Le fantôme du Palais de justice

Malgré tout, le 12 décembre 1973, René-Yvon Ferland parvient à ses fins. Alors qu’il se trouve au Palais de Justice de Montréal, il bouscule les gardiens, sort une arme qu’il avait, semble-t-il, dissimulé dans son pantalon et prend la fuite dans un des taxis qui attendaient à l’extérieur. Il se fait déposer au magasin La Baie de la rue Saint-Catherine et disparaît en y entrant par les portes-tournantes. 

Il sera d’ailleurs le tout premier prisonnier à s’évader du nouveau Palais de justice, qui avait été inauguré deux ans plus tôt. 

La Presse – 12 décembre 1973 (source : BAnQ)

L’énigme Ferland

On ne reverra jamais plus René-Yvon Ferland. 

Des rumeurs indiquent qu’il se serait installé dans la région de New York et qu’il aurait fait partie d’une organisation criminelle. Ensuite, on pense qu’il aurait été tout simplement liquidé. Mais cela ne repose sur aucune donnée objective donc, toutes les hypothèses restent permises.

Il faut dire également, que Ferland semble avoir une certaine facilité à changer de physionomie. Ce qui nous a frappé, par exemple, c’est de voir à quel point Ferland semble différent sur les clichés photographiques que l’on a à disposition. Et n’oublions pas ici, que l’on parle d’une période relativement courte : de 1967 à 1973 tout au plus.

Montage de différentes photographies de René-Yvon Ferland

D’ailleurs, la confusion existe aussi au niveau de son prénom. Tantôt René, tantôt René-Yvon, un peu plus rarement “Yvon” tout court, si ce n’était certainement du fait d’erreurs dans les médias de l’époque, on pourrait presque croire qu’il entretenait lui-même cette confusion. Qui sait ?

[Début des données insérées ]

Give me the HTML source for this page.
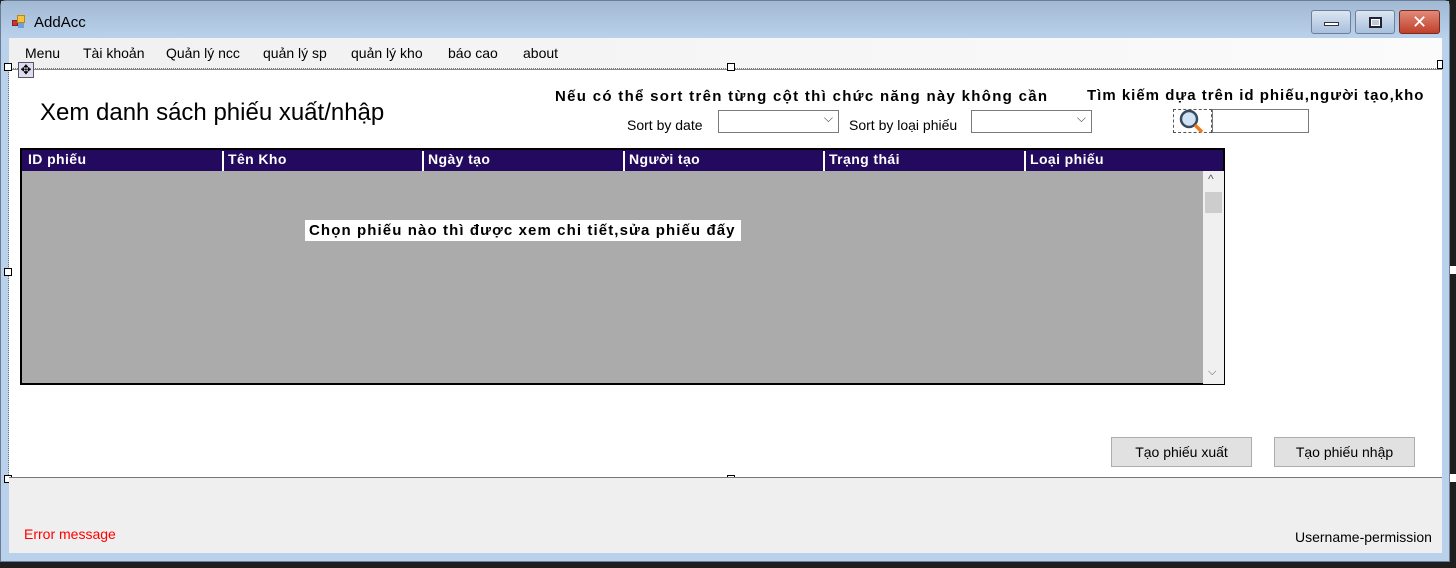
<!DOCTYPE html>
<html><head><meta charset="utf-8"><style>
*{margin:0;padding:0;box-sizing:border-box}
body{width:1456px;height:568px;background:#1e1e1e;position:relative;overflow:hidden;font-family:"Liberation Sans","DejaVu Sans",sans-serif}
.a{position:absolute}
.win{left:0;top:0;width:1450px;height:562px;background:#b9d1ea;border:1px solid #6a7d94;border-radius:6px 6px 0 0}
.title{left:1px;top:1px;width:1448px;height:37px;background:linear-gradient(#a2b9d4,#b9d1ea)}
.menu{left:9px;top:38px;width:1433px;height:31px;background:linear-gradient(90deg,#f0f0f0,#fbfbfb)}
.menu span{position:absolute;top:7px;font-size:14px;color:#000}
.content{left:9px;top:69px;width:1433px;height:408px;background:#fff;border-top:1px solid #888}
.bottom{left:9px;top:477px;width:1433px;height:76px;background:#efefef;border-top:1px solid #777}
.tb{top:10px;width:40px;height:24px;border:1px solid #6d7f99;border-radius:3px;background:linear-gradient(#dbe6f3,#a9bfdc)}
.combo{height:23px;border:1px solid #7a7a7a;background:#fff}
.combo:after{content:"⌵";position:absolute;right:5px;top:0px;font-size:12px;color:#444}
.hd{top:151px;height:20px;font-size:14px;font-weight:bold;color:#fff;letter-spacing:0.4px}
.btn{top:437px;width:141px;height:30px;background:#e1e1e1;border:1px solid #adadad;font-size:14px;text-align:center;line-height:28px}
</style></head><body>
<div class="a win"></div>
<div class="a title"></div>
<div class="a" style="left:12px;top:15px;width:14px;height:14px">
<div class="a" style="left:0;top:5px;width:6px;height:6px;background:#c33;border:1px solid #822"></div>
<div class="a" style="left:5px;top:0;width:8px;height:8px;background:#f5c242;border:1px solid #b80"></div>
<div class="a" style="left:6px;top:8px;width:6px;height:5px;background:#6aa0e0"></div></div>
<div class="a" style="left:34px;top:14px;font-size:15px;color:#000">AddAcc</div>
<div class="a tb" style="left:1311px"><div class="a" style="left:12px;top:11px;width:15px;height:4px;background:#fff;border:1px solid #334"></div></div>
<div class="a tb" style="left:1355px"><div class="a" style="left:13px;top:6px;width:13px;height:11px;border:2px solid #223;background:#fff"><div style="margin:1px;height:5px;background:#bcd"></div></div></div>
<div class="a tb" style="left:1399px;width:41px;background:linear-gradient(#e08a78,#c0402a);border-color:#7a2a1f;color:#fff;font-weight:bold;font-size:18px;text-align:center;line-height:22px">✕</div>
<div class="a menu">
<span style="left:16px">Menu</span><span style="left:74px">Tài khoản</span><span style="left:157px">Quản lý ncc</span><span style="left:254px">quản lý sp</span><span style="left:342px">quản lý kho</span><span style="left:439px">báo cao</span><span style="left:514px">about</span></div>
<div class="a content"></div>
<div class="a" style="left:9px;top:68px;width:1433px;border-top:1px dotted #777"></div>
<div class="a" style="left:8px;top:69px;height:408px;border-left:1px dotted #777"></div>
<div class="a" style="left:4px;top:63px;width:8px;height:8px;background:#fff;border:1px solid #000"></div>
<div class="a" style="left:727px;top:63px;width:8px;height:8px;background:#fff;border:1px solid #000"></div>
<div class="a" style="left:4px;top:268px;width:8px;height:8px;background:#fff;border:1px solid #000"></div>
<div class="a" style="left:4px;top:475px;width:8px;height:8px;background:#fff;border:1px solid #000"></div>
<div class="a" style="left:727px;top:475px;width:8px;height:8px;background:#fff;border:1px solid #000"></div>
<div class="a" style="left:18px;top:62px;width:16px;height:16px;background:#dde;border:1px solid #556;font-size:13px;line-height:13px;text-align:center">✥</div>
<div class="a" style="left:40px;top:99px;font-size:24px;color:#000">Xem danh sách phiếu xuất/nhập</div>
<div class="a" style="left:555px;top:88px;font-size:15px;font-weight:bold;letter-spacing:1.3px;white-space:nowrap">Nếu có thể sort trên từng cột thì chức năng này không cần</div>
<div class="a" style="left:1087px;top:87px;font-size:15px;font-weight:bold;letter-spacing:1px;white-space:nowrap">Tìm kiếm dựa trên id phiếu,người tạo,kho</div>
<div class="a" style="left:627px;top:117px;font-size:14px">Sort by date</div>
<div class="a combo" style="left:718px;top:110px;width:121px"></div>
<div class="a" style="left:849px;top:117px;font-size:14px">Sort by loại phiếu</div>
<div class="a combo" style="left:971px;top:110px;width:121px"></div>
<div class="a" style="left:1173px;top:109px;width:39px;height:24px;border:1px dashed #555"></div>
<svg class="a" style="left:1178px;top:108px" width="30" height="27"><circle cx="11" cy="11" r="8" fill="#cfe3f5" stroke="#3a4a5e" stroke-width="2.5"/><line x1="17" y1="17" x2="24" y2="24" stroke="#f07a1a" stroke-width="3.5"/></svg>
<div class="a" style="left:1212px;top:109px;width:97px;height:24px;border:1px solid #7a7a7a;background:#fff"></div>
<div class="a" style="left:20px;top:148px;width:1205px;height:237px;border:2px solid #000;background:#ababab"></div>
<div class="a" style="left:22px;top:150px;width:1201px;height:21px;background:#230a5f"></div>
<div class="a hd" style="left:28px">ID phiếu</div>
<div class="a hd" style="left:222px;border-left:2px solid #fff;padding-left:4px">Tên Kho</div>
<div class="a hd" style="left:422px;border-left:2px solid #fff;padding-left:4px">Ngày tạo</div>
<div class="a hd" style="left:623px;border-left:2px solid #fff;padding-left:4px">Người tạo</div>
<div class="a hd" style="left:823px;border-left:2px solid #fff;padding-left:4px">Trạng thái</div>
<div class="a hd" style="left:1024px;border-left:2px solid #fff;padding-left:4px">Loại phiếu</div>
<div class="a" style="left:1203px;top:171px;width:21px;height:213px;background:#f0f0f0"></div>
<div class="a" style="left:1205px;top:192px;width:17px;height:21px;background:#cdcdcd"></div>
<div class="a" style="left:1208px;top:172px;font-size:12px;color:#555">^</div>
<div class="a" style="left:1208px;top:366px;font-size:11px;color:#555">⌵</div>
<div class="a" style="left:305px;top:220px;width:436px;height:21px;background:#fff;font-size:15px;font-weight:bold;padding-left:4px;line-height:21px;letter-spacing:1.1px;white-space:nowrap">Chọn phiếu nào thì được xem chi tiết,sửa phiếu đấy</div>
<div class="a btn" style="left:1111px">Tạo phiếu xuất</div>
<div class="a btn" style="left:1274px">Tạo phiếu nhập</div>
<div class="a bottom"></div>
<div class="a" style="left:9px;top:477px;width:1433px;border-top:1px dotted #777"></div>
<div class="a" style="left:24px;top:526px;font-size:14px;color:#f00">Error message</div>
<div class="a" style="left:1295px;top:529px;font-size:14px">Username-permission</div>
<div class="a" style="left:1437px;top:60px;width:6px;height:9px;background:#fff;border:1px solid #000"></div>
<div class="a" style="left:1450px;top:266px;width:6px;height:8px;background:#fff"></div>
<div class="a" style="left:1450px;top:474px;width:6px;height:8px;background:#fff"></div>
</body></html>
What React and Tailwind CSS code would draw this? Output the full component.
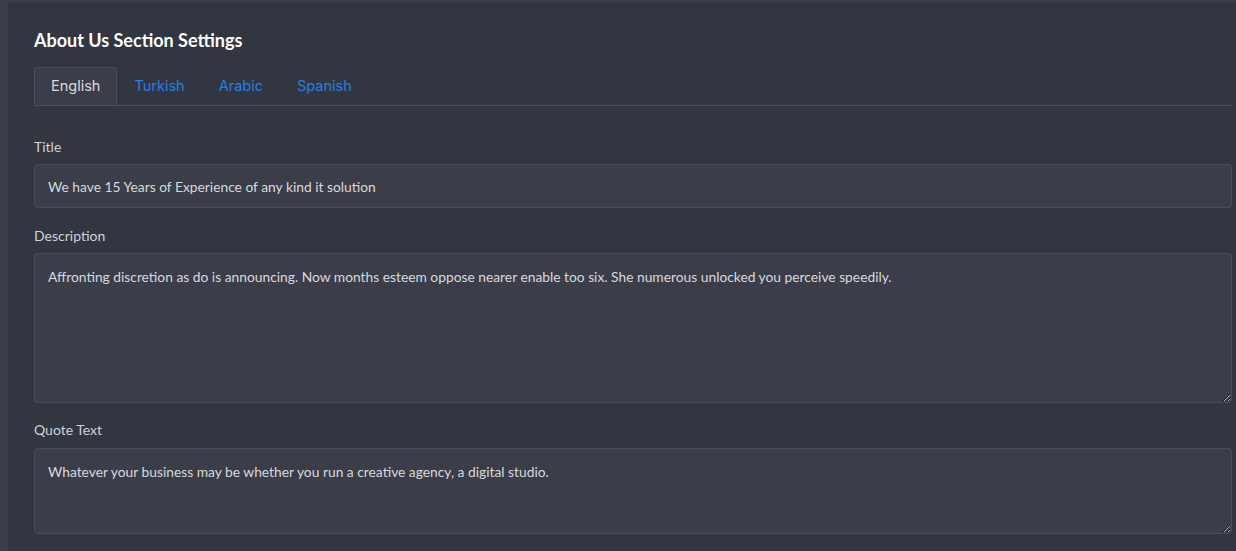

Cependant, compte-tenu du personnage, de son attirance pour les vols spectaculaires, il est difficile de croire qu’il aurait pu rester vivant bien longtemps, sans avoir une seule fois fait parler de lui, que cela soit ici, ou chez nos voisins du sud. Ferland semble être le genre de personne accro à l’adrénaline, je l’imagine mal en train de faire les mots-croisés du New York Post, en buvant une tisane dans un chalet à Albany. 

Finalement, René-Yvon Ferland aura été comme l’anguille qui nous glisse entre les doigts, qui se faufile et disparaît entre les roches de la rivière.